GIVEN INSTRUCTION.
Quote each line of the material verbatim, without the pictures.

DATA SEGMENT.
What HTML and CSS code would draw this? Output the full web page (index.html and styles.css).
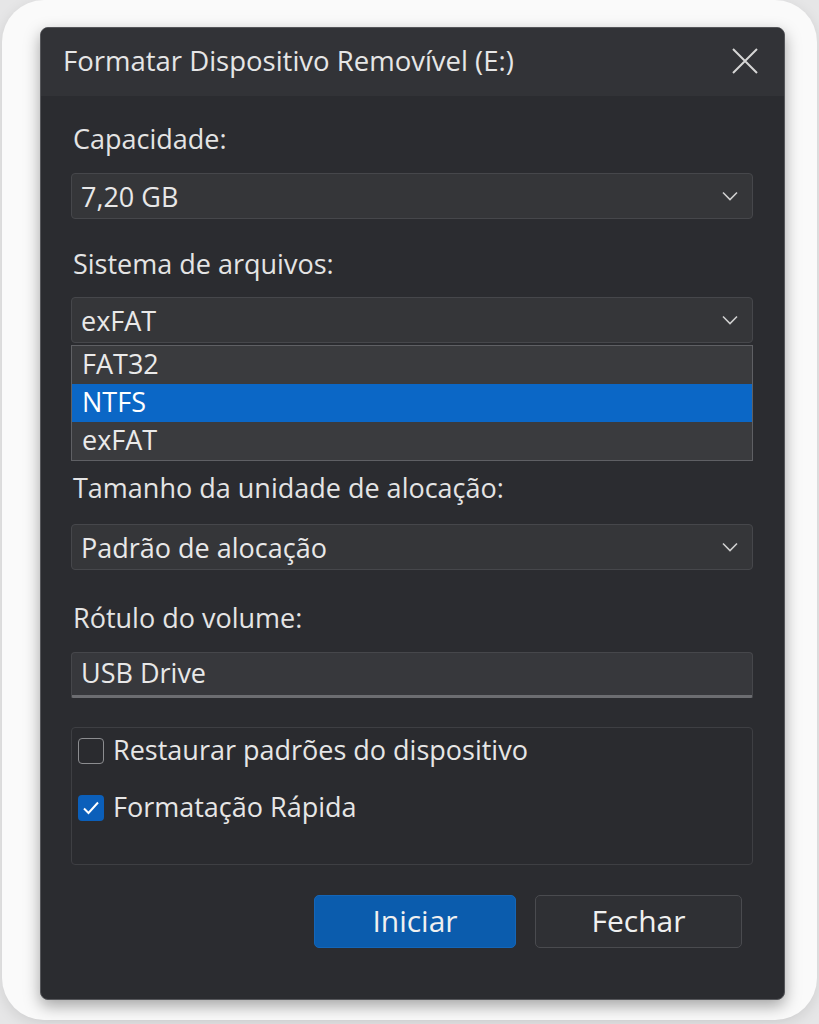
FILE: index.html
```html
<!DOCTYPE html>
<html lang="pt-BR">
<head>
<meta charset="utf-8">
<title>Formatar Dispositivo Removível (E:)</title>
<link rel="stylesheet" href="styles.css">
</head>
<body>
<div class="frame">
  <div class="dialog">
    <div class="titlebar">
      <span class="title">Formatar Dispositivo Removível (E:)</span>
      <svg class="close" viewBox="0 0 28 28" width="28" height="28"><path d="M2 2 L26 26 M26 2 L2 26" stroke="#d6d6d6" stroke-width="2" fill="none"/></svg>
    </div>
    <div class="content">
      <div class="label l1">Capacidade:</div>
      <div class="select s1"><span>7,20 GB</span><svg class="chev" viewBox="0 0 16 10" width="16" height="10"><path d="M1 1.5 L8 8.5 L15 1.5" stroke="#cfcfcf" stroke-width="1.6" fill="none"/></svg></div>

      <div class="label l2">Sistema de arquivos:</div>
      <div class="select s2"><span>exFAT</span><svg class="chev" viewBox="0 0 16 10" width="16" height="10"><path d="M1 1.5 L8 8.5 L15 1.5" stroke="#cfcfcf" stroke-width="1.6" fill="none"/></svg></div>
      <div class="list">
        <div class="item">FAT32</div>
        <div class="item selected">NTFS</div>
        <div class="item">exFAT</div>
      </div>

      <div class="label l3">Tamanho da unidade de alocação:</div>
      <div class="select s3"><span>Padrão de alocação</span><svg class="chev" viewBox="0 0 16 10" width="16" height="10"><path d="M1 1.5 L8 8.5 L15 1.5" stroke="#cfcfcf" stroke-width="1.6" fill="none"/></svg></div>

      <div class="label l4">Rótulo do volume:</div>
      <div class="input">USB Drive</div>

      <div class="group">
        <div class="check">
          <span class="box"></span>
          <span class="ctext">Restaurar padrões do dispositivo</span>
        </div>
        <div class="check c2">
          <span class="box on"><svg viewBox="0 0 26 26" width="26" height="26"><path d="M6 13.5 L10.5 18 L20 7.5" stroke="#ffffff" stroke-width="2" fill="none"/></svg></span>
          <span class="ctext">Formatação Rápida</span>
        </div>
      </div>

      <div class="buttons">
        <div class="btn primary">Iniciar</div>
        <div class="btn secondary">Fechar</div>
      </div>
    </div>
  </div>
</div>
</body>
</html>
```

FILE: styles.css
```css
html, body {
  margin: 0;
  padding: 0;
}
body {
  width: 819px;
  height: 1024px;
  background: #e6e6e7;
  font-family: "Open Sans", "Noto Sans", sans-serif;
  overflow: hidden;
}
.frame {
  width: 815px;
  height: 1020px;
  margin: 0 2px;
  border-radius: 42px;
  background: #fafafa;
  box-shadow: 0 4px 14px rgba(0,0,0,0.10);
  padding: 27px 0 0 38px;
  box-sizing: border-box;
}
.dialog {
  width: 745px;
  height: 973px;
  border-radius: 8px;
  border: 1px solid #55565a;
  box-sizing: border-box;
  background: #2b2c30;
  overflow: hidden;
  box-shadow: 0 6px 16px rgba(0,0,0,0.35);
  display: flex;
  flex-direction: column;
}
.titlebar {
  height: 68px;
  flex: none;
  background: #323337;
  display: flex;
  align-items: center;
  justify-content: space-between;
  padding: 0 25px 0 22px;
  box-sizing: border-box;
}
.title {
  color: #e6e6e6;
  font-size: 27.5px;
  letter-spacing: 0;
  margin-top: -3px;
}
.close {
  display: block;
  margin-top: -3px;
}
.content {
  padding: 0 31px 0 30px;
  display: flex;
  flex-direction: column;
}
.label {
  color: #e4e4e4;
  font-size: 27px;
  line-height: 34px;
  height: 34px;
  padding-left: 2px;
}
.l1 { margin-top: 26px; }
.l2 { margin-top: 28px; }
.l3 { margin-top: 10px; }
.l4 { margin-top: 31px; }
.select {
  height: 46px;
  box-sizing: border-box;
  border: 1px solid #46474b;
  border-radius: 4px;
  background: #353639;
  display: flex;
  align-items: center;
  justify-content: space-between;
  padding: 0 14px 0 9px;
  color: #e8e8e8;
  font-size: 27px;
}
.s1 { margin-top: 17px; }
.s2 { margin-top: 16px; }
.s3 { margin-top: 19px; }
.chev { display: block; }
.list {
  margin-top: 2px;
  border: 1px solid #5f6064;
  background: #3a3b3e;
  box-sizing: border-box;
  width: 682px;
  height: 116px;
  display: flex;
  flex-direction: column;
  padding: 0;
}
.item {
  height: 38px;
  line-height: 36px;
  padding-left: 10px;
  color: #eaeaea;
  font-size: 27px;
}
.item.selected {
  background: #0b67c6;
  color: #ffffff;
}
.input {
  margin-top: 17px;
  height: 46px;
  box-sizing: border-box;
  border: 1px solid #46474b;
  border-bottom: 3px solid #6c6d71;
  border-radius: 4px 4px 2px 2px;
  background: #37383c;
  color: #e8e8e8;
  font-size: 27px;
  line-height: 40px;
  padding-left: 9px;
}
.group {
  margin-top: 29px;
  height: 138px;
  box-sizing: border-box;
  border: 1px solid #3e3f43;
  border-radius: 4px;
  background: #2a2b2f;
  padding: 10px 6px;
  display: flex;
  flex-direction: column;
  gap: 31px;
}
.check {
  display: flex;
  align-items: center;
  height: 26px;
}
.box {
  width: 26px;
  height: 26px;
  box-sizing: border-box;
  border: 1.5px solid #8c8d90;
  border-radius: 4px;
  flex: none;
  display: flex;
  align-items: center;
  justify-content: center;
}
.box.on {
  border: none;
  background: #0b5fba;
}
.box svg { display: block; }
.ctext {
  margin-left: 9px;
  color: #e6e6e6;
  font-size: 27px;
  line-height: 34px;
  margin-top: -2px;
}
.buttons {
  margin-top: 30px;
  display: flex;
  justify-content: flex-end;
  gap: 19px;
  padding-right: 11px;
}
.btn {
  height: 53px;
  box-sizing: border-box;
  border-radius: 5px;
  display: flex;
  align-items: center;
  justify-content: center;
  font-size: 30px;
  color: #f0f0f0;
  padding-bottom: 3px;
}
.primary {
  width: 202px;
  background: #0b5cad;
  border: 1px solid #1466b8;
}
.secondary {
  width: 207px;
  background: #2f3034;
  border: 1px solid #4a4b4f;
}
```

RESULT OF THIS TASK.
What HTML and CSS code would draw this? Output the full web page (index.html and styles.css).
FILE: index.html
```html
<!DOCTYPE html>
<html lang="pt-BR">
<head>
<meta charset="utf-8">
<title>Formatar Dispositivo Removível (E:)</title>
<link rel="stylesheet" href="styles.css">
</head>
<body>
<div class="frame">
  <div class="dialog">
    <div class="titlebar">
      <span class="title">Formatar Dispositivo Removível (E:)</span>
      <svg class="close" viewBox="0 0 28 28" width="28" height="28"><path d="M2 2 L26 26 M26 2 L2 26" stroke="#d6d6d6" stroke-width="2" fill="none"/></svg>
    </div>
    <div class="content">
      <div class="label l1">Capacidade:</div>
      <div class="select s1"><span>7,20 GB</span><svg class="chev" viewBox="0 0 16 10" width="16" height="10"><path d="M1 1.5 L8 8.5 L15 1.5" stroke="#cfcfcf" stroke-width="1.6" fill="none"/></svg></div>

      <div class="label l2">Sistema de arquivos:</div>
      <div class="select s2"><span>exFAT</span><svg class="chev" viewBox="0 0 16 10" width="16" height="10"><path d="M1 1.5 L8 8.5 L15 1.5" stroke="#cfcfcf" stroke-width="1.6" fill="none"/></svg></div>
      <div class="list">
        <div class="item">FAT32</div>
        <div class="item selected">NTFS</div>
        <div class="item">exFAT</div>
      </div>

      <div class="label l3">Tamanho da unidade de alocação:</div>
      <div class="select s3"><span>Padrão de alocação</span><svg class="chev" viewBox="0 0 16 10" width="16" height="10"><path d="M1 1.5 L8 8.5 L15 1.5" stroke="#cfcfcf" stroke-width="1.6" fill="none"/></svg></div>

      <div class="label l4">Rótulo do volume:</div>
      <div class="input">USB Drive</div>

      <div class="group">
        <div class="check">
          <span class="box"></span>
          <span class="ctext">Restaurar padrões do dispositivo</span>
        </div>
        <div class="check c2">
          <span class="box on"><svg viewBox="0 0 26 26" width="26" height="26"><path d="M6 13.5 L10.5 18 L20 7.5" stroke="#ffffff" stroke-width="2" fill="none"/></svg></span>
          <span class="ctext">Formatação Rápida</span>
        </div>
      </div>

      <div class="buttons">
        <div class="btn primary">Iniciar</div>
        <div class="btn secondary">Fechar</div>
      </div>
    </div>
  </div>
</div>
</body>
</html>
```

FILE: styles.css
```css
html, body {
  margin: 0;
  padding: 0;
}
body {
  width: 819px;
  height: 1024px;
  background: #e6e6e7;
  font-family: "Open Sans", "Noto Sans", sans-serif;
  overflow: hidden;
}
.frame {
  width: 815px;
  height: 1020px;
  margin: 0 2px;
  border-radius: 42px;
  background: #fafafa;
  box-shadow: 0 4px 14px rgba(0,0,0,0.10);
  padding: 27px 0 0 38px;
  box-sizing: border-box;
}
.dialog {
  width: 745px;
  height: 973px;
  border-radius: 8px;
  border: 1px solid #55565a;
  box-sizing: border-box;
  background: #2b2c30;
  overflow: hidden;
  box-shadow: 0 6px 16px rgba(0,0,0,0.35);
  display: flex;
  flex-direction: column;
}
.titlebar {
  height: 68px;
  flex: none;
  background: #323337;
  display: flex;
  align-items: center;
  justify-content: space-between;
  padding: 0 25px 0 22px;
  box-sizing: border-box;
}
.title {
  color: #e6e6e6;
  font-size: 27.5px;
  letter-spacing: 0;
  margin-top: -3px;
}
.close {
  display: block;
  margin-top: -3px;
}
.content {
  padding: 0 31px 0 30px;
  display: flex;
  flex-direction: column;
}
.label {
  color: #e4e4e4;
  font-size: 27px;
  line-height: 34px;
  height: 34px;
  padding-left: 2px;
}
.l1 { margin-top: 26px; }
.l2 { margin-top: 28px; }
.l3 { margin-top: 10px; }
.l4 { margin-top: 31px; }
.select {
  height: 46px;
  box-sizing: border-box;
  border: 1px solid #46474b;
  border-radius: 4px;
  background: #353639;
  display: flex;
  align-items: center;
  justify-content: space-between;
  padding: 0 14px 0 9px;
  color: #e8e8e8;
  font-size: 27px;
}
.s1 { margin-top: 17px; }
.s2 { margin-top: 16px; }
.s3 { margin-top: 19px; }
.chev { display: block; }
.list {
  margin-top: 2px;
  border: 1px solid #5f6064;
  background: #3a3b3e;
  box-sizing: border-box;
  width: 682px;
  height: 116px;
  display: flex;
  flex-direction: column;
  padding: 0;
}
.item {
  height: 38px;
  line-height: 36px;
  padding-left: 10px;
  color: #eaeaea;
  font-size: 27px;
}
.item.selected {
  background: #0b67c6;
  color: #ffffff;
}
.input {
  margin-top: 17px;
  height: 46px;
  box-sizing: border-box;
  border: 1px solid #46474b;
  border-bottom: 3px solid #6c6d71;
  border-radius: 4px 4px 2px 2px;
  background: #37383c;
  color: #e8e8e8;
  font-size: 27px;
  line-height: 40px;
  padding-left: 9px;
}
.group {
  margin-top: 29px;
  height: 138px;
  box-sizing: border-box;
  border: 1px solid #3e3f43;
  border-radius: 4px;
  background: #2a2b2f;
  padding: 10px 6px;
  display: flex;
  flex-direction: column;
  gap: 31px;
}
.check {
  display: flex;
  align-items: center;
  height: 26px;
}
.box {
  width: 26px;
  height: 26px;
  box-sizing: border-box;
  border: 1.5px solid #8c8d90;
  border-radius: 4px;
  flex: none;
  display: flex;
  align-items: center;
  justify-content: center;
}
.box.on {
  border: none;
  background: #0b5fba;
}
.box svg { display: block; }
.ctext {
  margin-left: 9px;
  color: #e6e6e6;
  font-size: 27px;
  line-height: 34px;
  margin-top: -2px;
}
.buttons {
  margin-top: 30px;
  display: flex;
  justify-content: flex-end;
  gap: 19px;
  padding-right: 11px;
}
.btn {
  height: 53px;
  box-sizing: border-box;
  border-radius: 5px;
  display: flex;
  align-items: center;
  justify-content: center;
  font-size: 30px;
  color: #f0f0f0;
  padding-bottom: 3px;
}
.primary {
  width: 202px;
  background: #0b5cad;
  border: 1px solid #1466b8;
}
.secondary {
  width: 207px;
  background: #2f3034;
  border: 1px solid #4a4b4f;
}
```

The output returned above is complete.